When I was a younger man, I had too many hobbies. Besides photography, I raced cars, fished, listened to music, and gorged on food and wine. Since retiring, we’ve downsized. I’ve given up cars, fishing, and expensive restaurants. We live on a pension now, so photography is my last indulgence—and it’s a good thing that I don’t have to buy film anymore, else I’d have to throw that out the window too.
I took a while to adapt to Arizona living. Sure, half the year is divine, but summers are hell—literally. So, as every good Zonie knows, you head for the hills to escape the heat and humidity of the monsoons. The only other option is to close the drapes, lock the doors, and hibernate in front of the telly. As an aspiring angler, I bought a new edition of Bob Hirsch’s Best 100 Arizona Fishing Holes every year. They never changed, but I always read the ink right off of my copy by the time the Outdoors Show rolled around. I preferred fishing for trout instead of bass, so we’d make our pilgrimages to where the waters were cold; the Mogollon Rim, White Mountains, Lake Powell, or Lee’s Ferry—if the weather was good.
On the trip that Queen Anne and I made to Pierce Ferry for this month’s topic, I kept asking myself, “Why haven’t I been here before? This part of Arizona is beautiful and very photogenic.” I think the simple answer is that there are no trout here, so I didn’t care. Of course, there’s the Black Canyon below Hoover Dam, but it’s 675’ above sea level. That’s lower than Phoenix, and black rocks surround it. Besides, I got skunked on the one trip that we made, so I never went back.
Hualapai Valley, as I said, is Basin-and-Range topography—like Nevada. It’s flanked on the east by the southern end of the Grand Wash Cliffs, while the Cerbat Mountains line the west. The valley floor’s low spot is Red Lake—which is dry most of the year. Orchards surround the lake, but I don’t know how successful they are. Hualapai Valley is also home to a large grove of Joshua Trees, which fills an area about the same size as ours in Yavapai County.
It’s the Grand Wash Cliffs that caught my attention on the map. They’re a long string of mountains—above and below the Colorado River forming the western edge of the Colorado Plateau. They’re the transition to the Great Basin Desert.

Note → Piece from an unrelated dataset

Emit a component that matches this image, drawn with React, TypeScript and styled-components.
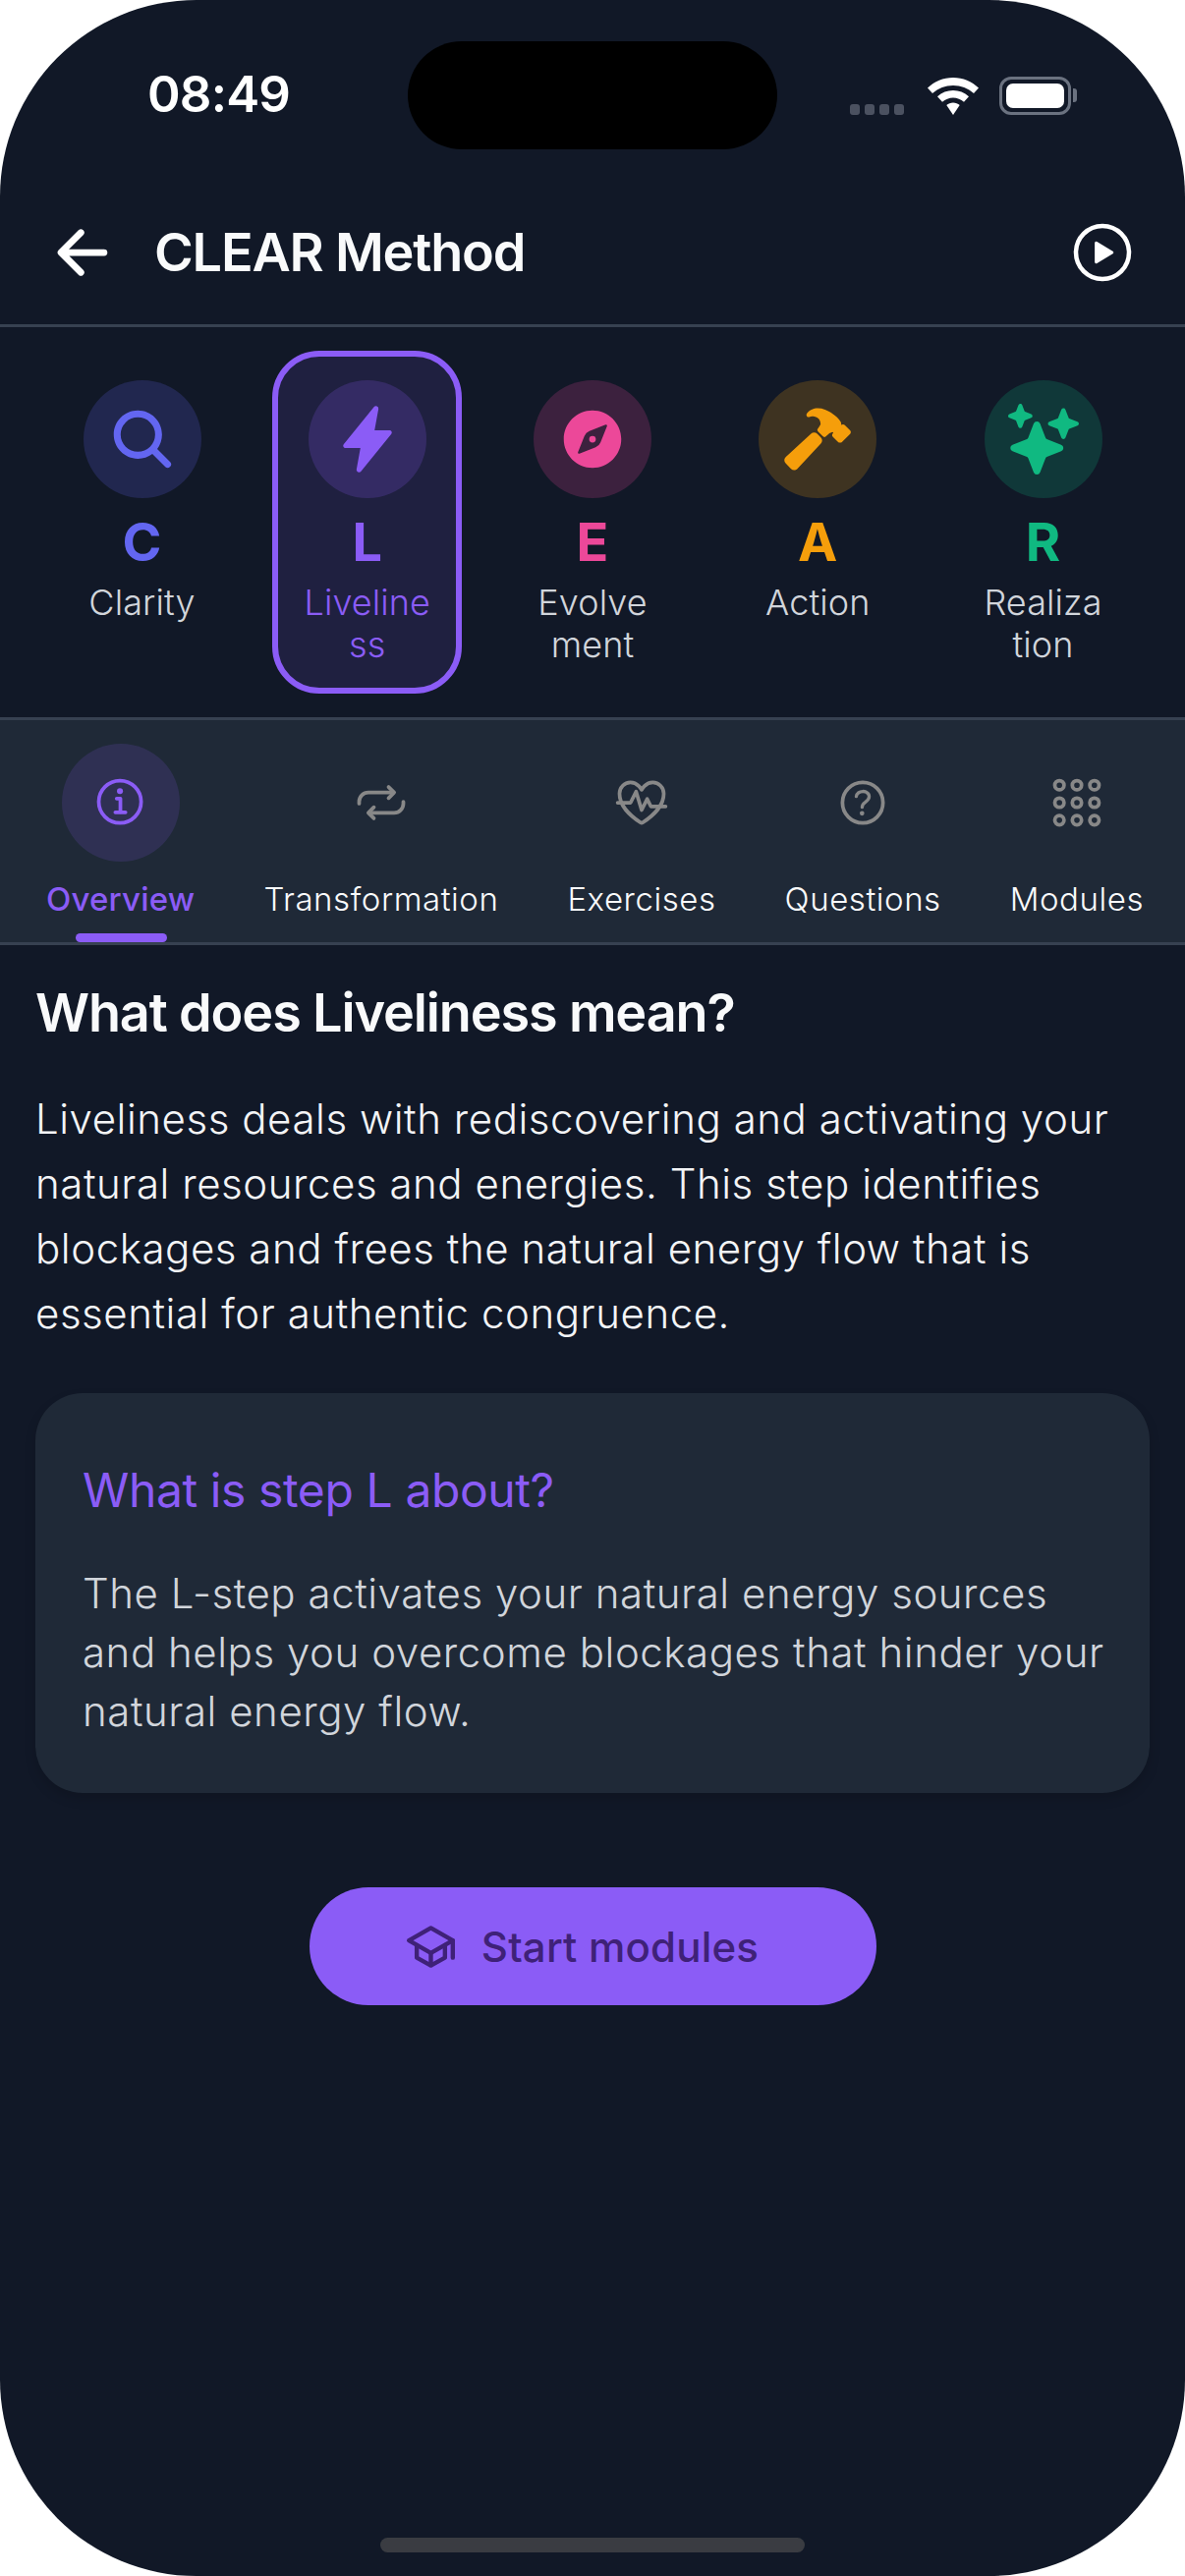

This week’s featured image, which I call Garnet Mountain, shows Joshua Trees and sage growing to the mountain’s foot. The mountain is over 6,000 ft high and has snow from previous winter storms. The unnamed pointy peak is closer but a thousand feet shorter, so that’s why it’s not snow-capped. Together, they show two of the geological forces that shaped Arizona. Block shapes are generally uplifts caused by plate tectonics, while pointy mountains are usually volcanic. I like what we saw on this visit, so I’m planning a trip to the Colorado River’s north side later this year, but to do that, I’ll need to travel via Utah or Nevada, so I’ll need some slot machine money.